Even today, I still practice distance judgment by eye. I look at things such as cars in parking lots and power poles along streets. I guess the distance and then pace off the yardage to check. I estimate by eye on less than 25 percent of my animals, but when I do need to shoot fast, the practice pays off.
The trickiest trajectory calculations occur on upward and downward shots. Like a rifle bullet, an arrow always hits higher at steep shooting angles. The range you need to aim is the true horizontal distance. It’s nearly impossible to determine the true horizontal distance by feel, because shooting angles and ranges are infinitely variable in the field.
From a treestand, you can control arrow trajectory in three reliable ways.
First, sight-in your bow from a treestand at an average height such as 20 feet. When your rangefinder says 30 yards to a point on the ground, your arrow will hit where the rangefinder says to aim because that’s how you sighted-in.
A second option is using a pendulum sight to compensate for ranges out to 30-35 yards. Such a sight swings upward on downward shots, and works quite well when properly adjusted.
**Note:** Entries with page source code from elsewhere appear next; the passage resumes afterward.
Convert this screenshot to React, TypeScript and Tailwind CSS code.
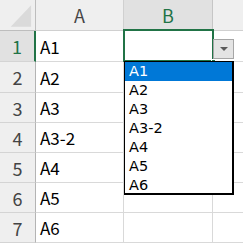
import React from 'react';

const rows = [
  { n: 1, a: 'A1', h: 'h-[31px]' },
  { n: 2, a: 'A2', h: 'h-[31px]' },
  { n: 3, a: 'A3', h: 'h-[30px]' },
  { n: 4, a: 'A3-2', h: 'h-[30px]' },
  { n: 5, a: 'A4', h: 'h-[30px]' },
  { n: 6, a: 'A5', h: 'h-[30px]' },
  { n: 7, a: 'A6', h: 'h-[30px]' },
];

const options = ['A1', 'A2', 'A3', 'A3-2', 'A4', 'A5', 'A6'];

export default function App() {
  return (
    <div
      className="relative w-[243px] h-[250px] overflow-hidden bg-white text-[18px] leading-none"
      style={{ fontFamily: '"Noto Sans CJK JP", "Noto Sans", sans-serif' }}
    >
      {/* column headers */}
      <div className="flex h-[31px] bg-[#efefef] text-[#444]">
        <div className="w-[36px] shrink-0 border-r border-b border-[#bdbdbd] flex items-center justify-center">
          <svg width="36" height="30" viewBox="0 0 36 30">
            <polygon points="32,5 32,27 11,27" fill="#dadada" />
          </svg>
        </div>
        <div className="w-[88px] shrink-0 border-r border-b border-[#d0d0d0] flex items-center justify-center">A</div>
        <div className="w-[89px] shrink-0 border-r border-b border-[#c6c6c6] bg-[#e1e1e1] text-[#217346] flex items-center justify-center">B</div>
        <div className="flex-1 border-b border-[#d0d0d0]" />
      </div>

      {rows.map(r => (
        <div key={r.n} className={`flex ${r.h}`}>
          <div
            className={`w-[36px] shrink-0 border-b border-[#d4d4d4] flex items-center justify-center ${
              r.n === 1
                ? 'bg-[#e1e1e1] text-[#217346] border-r-2 border-r-[#217346]'
                : 'bg-[#efefef] text-[#444] border-r border-r-[#b4b4b4]'
            }`}
          >
            {r.n}
          </div>
          <div className="w-[88px] shrink-0 border-r border-b border-[#d9d9d9] flex items-center pl-[4px] text-[17px] text-black">
            {r.a}
          </div>
          <div className="w-[89px] shrink-0 border-r border-b border-[#d9d9d9]" />
          <div className="flex-1 border-b border-[#d9d9d9]" />
        </div>
      ))}

      {/* selected cell B1 */}
      <div className="absolute left-[123px] top-[29px] w-[91px] h-[33px] border-2 border-[#217346]" />
      <div className="absolute left-[211px] top-[59px] w-[5px] h-[5px] bg-[#217346] border border-white" />

      {/* dropdown button */}
      <div className="absolute left-[213px] top-[39px] w-[21px] h-[20px] bg-[#e4e4e4] border border-[#a6a6a6] flex items-center justify-center">
        <svg width="8" height="5" viewBox="0 0 8 5">
          <polygon points="0,0 8,0 4,4" fill="#5a5a5a" />
        </svg>
      </div>

      {/* dropdown list */}
      <div
        className="absolute left-[124px] top-[61px] w-[110px] h-[134px] bg-white border border-black border-r-2 border-b-2 text-[14.5px] leading-[19px]"
        style={{ fontFamily: '"DejaVu Sans", sans-serif' }}
      >
        {options.map((o, i) => (
          <div
            key={o}
            className={`h-[19px] pl-[4px] ${i === 0 ? 'bg-[#0078d7] text-white' : 'text-black'}`}
          >
            {o}
          </div>
        ))}
      </div>
    </div>
  );
}
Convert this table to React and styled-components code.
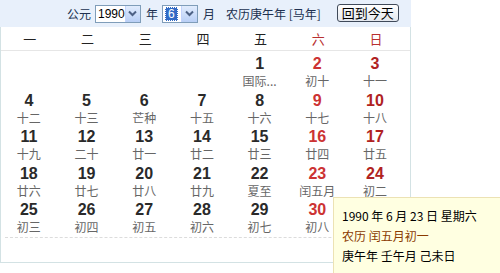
import React from "react";
import styled, { createGlobalStyle } from "styled-components";

const Global = createGlobalStyle`
  html, body { margin: 0; padding: 0; background: #fff; }
  body { font-family: "Liberation Sans", "Noto Sans CJK SC", sans-serif; }
`;

const Page = styled.div`
  position: relative;
  width: 500px;
  height: 273px;
  overflow: hidden;
`;

const Panel = styled.div`
  width: 411px;
  height: 263px;
  border: 1px solid #d3e2e4;
  border-top: none;
  box-sizing: border-box;
  display: flex;
  flex-direction: column;
`;

const Header = styled.div`
  height: 27px;
  background: #e8f0fb;
  display: flex;
  align-items: center;
  padding-left: 67px;
  font-size: 12px;
  color: #203050;
  font-family: "Noto Sans CJK SC", sans-serif;
  margin: 0 -1px;
`;

const Label = styled.span`
  margin: 0 ${(p) => p.$mr || 4}px 0 ${(p) => p.$ml || 0}px;
  line-height: 16px;
`;

const Select = styled.div`
  display: flex;
  align-items: stretch;
  width: ${(p) => p.$w}px;
  height: 18px;
  border: 1px solid #7f9db9;
  background: #fff;
  box-sizing: border-box;
  margin-right: 5px;
`;

const SelectValue = styled.div`
  flex: 1;
  display: flex;
  align-items: center;
  padding-left: 2px;
  font-family: "Liberation Sans", sans-serif;
  font-size: 12px;
  color: #000;
`;

const Highlight = styled.span`
  background: #316ac5;
  color: #fff;
  padding: 0 3px;
  line-height: 14px;
  outline: 1px dotted #fff;
  outline-offset: -1px;
`;

const ArrowBtn = styled.div`
  width: 15px;
  background: linear-gradient(#e1ecfd, #b9cff6);
  border-left: 1px solid #c3d3fd;
  display: flex;
  align-items: center;
  justify-content: center;
`;

const TodayBtn = styled.div`
  margin-left: 12px;
  width: 62px;
  height: 18px;
  box-sizing: border-box;
  border: 1px solid #404a5a;
  border-radius: 3px;
  background: linear-gradient(#ffffff, #e4e8ee);
  display: flex;
  align-items: center;
  justify-content: center;
  font-size: 13px;
  color: #000;
  margin-top: -2px;
`;

const WeekRow = styled.div`
  display: grid;
  grid-template-columns: repeat(7, 57.7px);
  height: 23px;
  align-items: center;
  border-bottom: 1px solid #e6e6e6;
  font-family: "Noto Sans CJK SC", sans-serif;
  font-size: 13px;
`;

const WeekCell = styled.div`
  text-align: center;
  color: ${(p) => (p.$red ? "#b83030" : "#222")};
`;

const Grid = styled.div`
  display: grid;
  grid-template-columns: repeat(7, 57.7px);
  grid-auto-rows: 36.5px;
  padding-top: 3px;
  margin-left: -1px;
`;

const Divider = styled.div`
  margin: 0 4px 0 4px;
  border-top: 1px dashed #dcdcdc;
`;

const Cell = styled.div`
  text-align: center;
  display: flex;
  flex-direction: column;
  align-items: center;
`;

const Num = styled.div`
  font-family: "Liberation Sans", sans-serif;
  font-weight: bold;
  font-size: 16px;
  line-height: 19px;
  color: ${(p) => (p.$c === "sat" ? "#cc3333" : p.$c === "sun" ? "#b02222" : "#2a2a2a")};
`;

const Lunar = styled.div`
  font-family: "Noto Sans CJK SC", sans-serif;
  font-size: 12px;
  line-height: 16px;
  color: #666;
`;

const Tooltip = styled.div`
  position: absolute;
  left: 333px;
  top: 197px;
  width: 175px;
  height: 85px;
  background: #ffffe1;
  border: 1px solid #ece2b4;
  box-sizing: border-box;
  padding: 8px 0 0 8px;
  font-family: "Noto Sans CJK SC", sans-serif;
  font-size: 12px;
`;

const TipLine = styled.div`
  line-height: 20px;
  color: ${(p) => p.$c || "#000"};
  white-space: nowrap;
`;

const Chevron = () => (
  <svg width="9" height="7" viewBox="0 0 9 7">
    <path d="M1 1.5 L4.5 5 L8 1.5" fill="none" stroke="#4d6185" strokeWidth="2" />
  </svg>
);

const days = [
  null, null, null, null,
  ["1", "国际..."], ["2", "初十"], ["3", "十一"],
  ["4", "十二"], ["5", "十三"], ["6", "芒种"], ["7", "十五"], ["8", "十六"], ["9", "十七"], ["10", "十八"],
  ["11", "十九"], ["12", "二十"], ["13", "廿一"], ["14", "廿二"], ["15", "廿三"], ["16", "廿四"], ["17", "廿五"],
  ["18", "廿六"], ["19", "廿七"], ["20", "廿八"], ["21", "廿九"], ["22", "夏至"], ["23", "闰五月"], ["24", "初二"],
  ["25", "初三"], ["26", "初四"], ["27", "初五"], ["28", "初六"], ["29", "初七"], ["30", "初八"], null,
];

const weeks = ["一", "二", "三", "四", "五", "六", "日"];

export default function App() {
  return (
    <Page>
      <Global />
      <Panel>
        <Header>
          <Label>公元</Label>
          <Select $w={46}>
            <SelectValue>1990</SelectValue>
            <ArrowBtn><Chevron /></ArrowBtn>
          </Select>
          <Label>年</Label>
          <Select $w={36}>
            <SelectValue><Highlight>6</Highlight></SelectValue>
            <ArrowBtn><Chevron /></ArrowBtn>
          </Select>
          <Label $mr={11}>月</Label>
          <Label>农历庚午年 [马年]</Label>
          <TodayBtn>回到今天</TodayBtn>
        </Header>
        <WeekRow>
          {weeks.map((w, i) => (
            <WeekCell key={w} $red={i >= 5}>{w}</WeekCell>
          ))}
        </WeekRow>
        <Grid>
          {days.map((d, i) => {
            const col = i % 7;
            const c = col === 5 ? "sat" : col === 6 ? "sun" : "";
            return (
              <Cell key={i}>
                {d && (
                  <>
                    <Num $c={c}>{d[0]}</Num>
                    <Lunar>{d[1]}</Lunar>
                  </>
                )}
              </Cell>
            );
          })}
        </Grid>
        <Divider />
      </Panel>
      <Tooltip>
        <TipLine>1990 年 6 月 23 日 星期六</TipLine>
        <TipLine $c="#8a3a00">农历 闰五月初一</TipLine>
        <TipLine>庚午年 壬午月 己未日</TipLine>
      </Tooltip>
    </Page>
  );
}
But a pendulum sight only works over level terrain. Above sidehills or dramatically uneven ground, the pendulum principle breaks down completely, and pendulum sights don’t work at longer shooting ranges.
I believe the best way to determine how to aim from a treestand is using an angle-compensating laser rangefinder, such as the Bushnell Scout 1000 ARC. ARC technology in such a unit automatically calculates the true horizontal distance. Sight-in your bow at ground level, aim where the rangefinder says, and you’ll hit precisely.
An angle-compensating laser rangefinder is also deadly for foot hunting in steep terrain. It tells you exactly how to aim on downhill and uphill shots with the simple press of a button. When precious game animals are the target, this is the only ethical way to go.